_Stored data_.
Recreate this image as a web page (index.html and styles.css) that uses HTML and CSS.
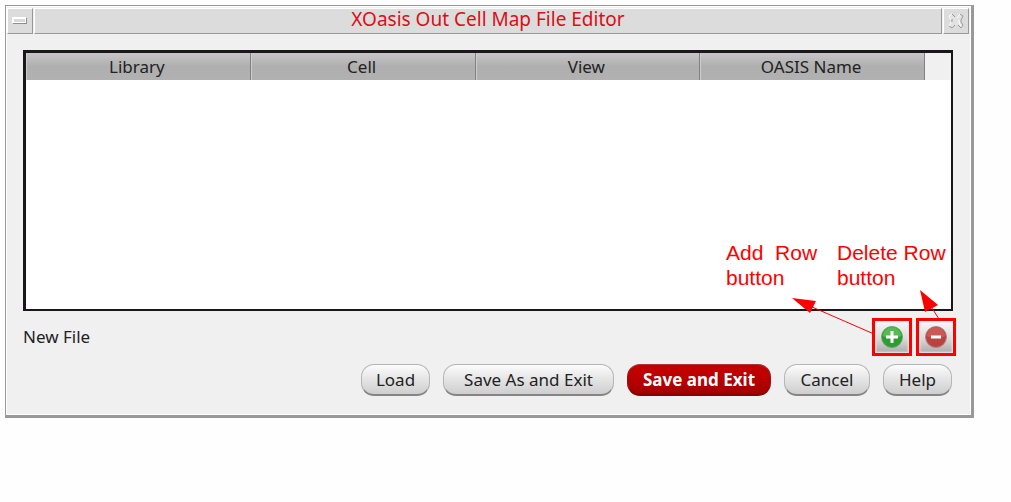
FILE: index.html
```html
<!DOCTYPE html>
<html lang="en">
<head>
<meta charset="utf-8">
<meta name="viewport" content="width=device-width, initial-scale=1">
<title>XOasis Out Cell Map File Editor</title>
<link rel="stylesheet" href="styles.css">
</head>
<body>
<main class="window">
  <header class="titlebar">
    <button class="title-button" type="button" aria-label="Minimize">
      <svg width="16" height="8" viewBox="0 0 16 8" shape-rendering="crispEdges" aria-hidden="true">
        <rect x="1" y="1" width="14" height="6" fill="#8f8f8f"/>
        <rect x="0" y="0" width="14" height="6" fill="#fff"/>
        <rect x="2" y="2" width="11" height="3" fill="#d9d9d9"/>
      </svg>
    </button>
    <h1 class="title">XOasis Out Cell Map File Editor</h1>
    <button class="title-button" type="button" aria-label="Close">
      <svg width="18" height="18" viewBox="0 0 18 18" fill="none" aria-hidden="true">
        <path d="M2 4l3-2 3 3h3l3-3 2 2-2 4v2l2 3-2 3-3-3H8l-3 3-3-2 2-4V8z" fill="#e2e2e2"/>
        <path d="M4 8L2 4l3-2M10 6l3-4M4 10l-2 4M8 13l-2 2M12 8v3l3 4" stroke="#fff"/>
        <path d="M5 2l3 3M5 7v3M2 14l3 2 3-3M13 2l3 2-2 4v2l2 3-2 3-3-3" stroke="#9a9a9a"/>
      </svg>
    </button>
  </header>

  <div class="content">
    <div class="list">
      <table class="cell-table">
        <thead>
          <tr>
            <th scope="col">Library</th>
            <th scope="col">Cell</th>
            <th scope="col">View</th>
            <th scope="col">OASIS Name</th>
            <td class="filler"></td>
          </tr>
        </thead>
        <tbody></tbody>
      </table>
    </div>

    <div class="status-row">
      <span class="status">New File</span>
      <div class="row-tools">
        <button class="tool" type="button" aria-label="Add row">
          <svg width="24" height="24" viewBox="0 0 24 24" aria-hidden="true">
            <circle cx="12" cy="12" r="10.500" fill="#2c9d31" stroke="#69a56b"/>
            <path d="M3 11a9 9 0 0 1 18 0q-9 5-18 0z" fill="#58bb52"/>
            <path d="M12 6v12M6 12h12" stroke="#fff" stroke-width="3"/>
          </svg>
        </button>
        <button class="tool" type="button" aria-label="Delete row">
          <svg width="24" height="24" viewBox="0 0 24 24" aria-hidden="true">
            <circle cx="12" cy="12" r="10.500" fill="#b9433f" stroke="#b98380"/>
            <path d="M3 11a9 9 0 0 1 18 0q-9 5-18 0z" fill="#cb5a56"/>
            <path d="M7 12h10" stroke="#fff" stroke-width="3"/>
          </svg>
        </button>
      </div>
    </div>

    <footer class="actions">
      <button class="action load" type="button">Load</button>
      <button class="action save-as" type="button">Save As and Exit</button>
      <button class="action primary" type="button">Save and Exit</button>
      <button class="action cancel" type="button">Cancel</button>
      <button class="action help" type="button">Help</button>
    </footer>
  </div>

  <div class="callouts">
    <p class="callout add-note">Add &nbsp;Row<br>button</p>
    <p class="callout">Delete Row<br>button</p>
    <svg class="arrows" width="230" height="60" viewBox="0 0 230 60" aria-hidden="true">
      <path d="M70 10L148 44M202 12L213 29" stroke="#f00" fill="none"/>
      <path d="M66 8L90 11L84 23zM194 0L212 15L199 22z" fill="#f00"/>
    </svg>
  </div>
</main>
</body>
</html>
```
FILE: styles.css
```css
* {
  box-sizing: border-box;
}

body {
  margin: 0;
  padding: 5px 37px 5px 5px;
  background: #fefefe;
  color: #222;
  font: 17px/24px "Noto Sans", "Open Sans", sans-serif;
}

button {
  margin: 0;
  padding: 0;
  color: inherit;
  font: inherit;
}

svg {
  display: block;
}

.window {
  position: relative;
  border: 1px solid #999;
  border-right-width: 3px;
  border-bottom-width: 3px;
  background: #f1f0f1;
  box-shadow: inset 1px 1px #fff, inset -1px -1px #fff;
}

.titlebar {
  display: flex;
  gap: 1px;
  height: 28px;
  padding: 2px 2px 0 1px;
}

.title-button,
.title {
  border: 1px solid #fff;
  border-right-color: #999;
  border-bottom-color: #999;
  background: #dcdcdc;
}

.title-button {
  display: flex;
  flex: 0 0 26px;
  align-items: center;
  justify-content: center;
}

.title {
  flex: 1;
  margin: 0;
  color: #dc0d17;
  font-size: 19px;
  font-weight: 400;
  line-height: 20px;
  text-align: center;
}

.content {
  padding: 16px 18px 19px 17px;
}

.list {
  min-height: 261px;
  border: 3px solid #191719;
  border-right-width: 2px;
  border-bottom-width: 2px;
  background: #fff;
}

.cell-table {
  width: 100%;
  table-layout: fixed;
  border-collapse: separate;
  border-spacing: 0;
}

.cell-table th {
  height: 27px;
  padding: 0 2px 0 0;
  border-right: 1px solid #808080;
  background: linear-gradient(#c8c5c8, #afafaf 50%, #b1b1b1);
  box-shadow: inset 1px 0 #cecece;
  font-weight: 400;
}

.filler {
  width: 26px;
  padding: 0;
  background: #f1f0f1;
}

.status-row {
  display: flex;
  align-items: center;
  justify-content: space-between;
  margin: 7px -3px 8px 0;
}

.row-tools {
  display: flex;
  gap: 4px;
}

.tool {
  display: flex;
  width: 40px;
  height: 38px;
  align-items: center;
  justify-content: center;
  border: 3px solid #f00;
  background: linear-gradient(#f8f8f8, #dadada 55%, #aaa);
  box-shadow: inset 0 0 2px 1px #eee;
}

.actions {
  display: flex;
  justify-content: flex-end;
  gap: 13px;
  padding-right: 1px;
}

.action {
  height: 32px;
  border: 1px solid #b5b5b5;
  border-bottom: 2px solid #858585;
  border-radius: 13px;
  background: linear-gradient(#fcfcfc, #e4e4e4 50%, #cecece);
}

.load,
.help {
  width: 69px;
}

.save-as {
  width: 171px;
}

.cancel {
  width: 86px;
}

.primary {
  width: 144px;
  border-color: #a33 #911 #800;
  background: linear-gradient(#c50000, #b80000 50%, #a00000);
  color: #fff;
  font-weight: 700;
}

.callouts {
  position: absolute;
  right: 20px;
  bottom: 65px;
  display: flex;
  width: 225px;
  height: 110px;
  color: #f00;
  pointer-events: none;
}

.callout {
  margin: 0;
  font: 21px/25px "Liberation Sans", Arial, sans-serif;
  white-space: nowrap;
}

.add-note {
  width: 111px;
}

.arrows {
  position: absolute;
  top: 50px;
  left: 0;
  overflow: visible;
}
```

...

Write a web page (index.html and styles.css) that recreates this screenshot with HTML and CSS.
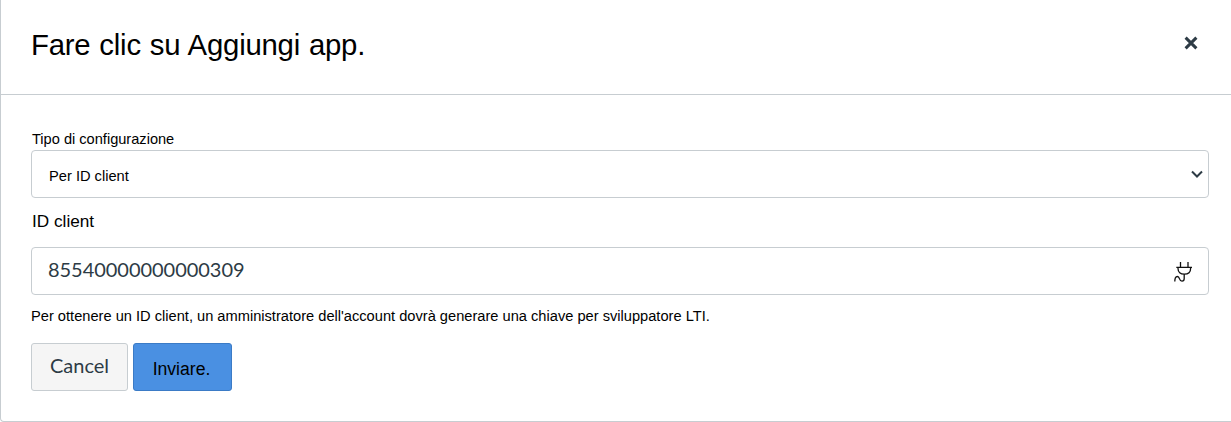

_What the task requires_. Collect each line of the entries that has the word "index", copying it in full.

_Worked solution_.
Recreate this image as a web page (index.html and styles.css) that uses HTML and CSS.
FILE: index.html
Write a web page (index.html and styles.css) that recreates this screenshot with HTML and CSS.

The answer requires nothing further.